The tour takes about an hour in total and you only came across 4 different species of antelopes and no elephants. Seeing the antelopes gets you surprisingly pumped. Probably because you’ve driven through nothing but green grass and trees for 20 minutes. At some point during the tour, the truck stops for you and other tourists to get off and check out a couple of caves.

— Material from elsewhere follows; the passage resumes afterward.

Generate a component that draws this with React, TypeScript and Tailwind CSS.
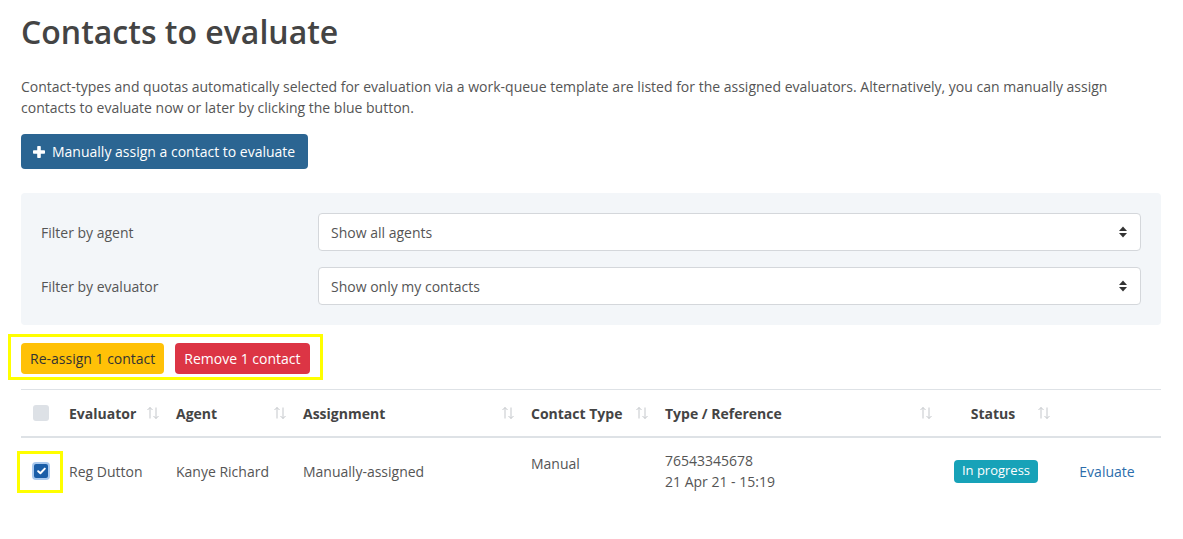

The caves are a huge expanse of interconnecting caverns carved into a large hill smack in the middle of the forest. Your guide tells you how people hid in them at the peak of slave trade.
17:00 – 19:00
After the tour, you can get back to campgrounds fast enough. You are itching to see the warm springs. You’ve seen a couple of pictures and you are sure there’s no way the water is that crystal blue. But it’s even more stunning than the pictures. The water is clear as day and you can see straight to the bottom of the spring, where there’s a bed of the whitest beach sand. Rays from the sun hit the surface of the water causing it to sparkle and glisten.
You dip a toe in and then immerse your whole body. The water is warm. The perfect temperature for a bath. You stay in it until your body starts to wrinkle and the sun sets.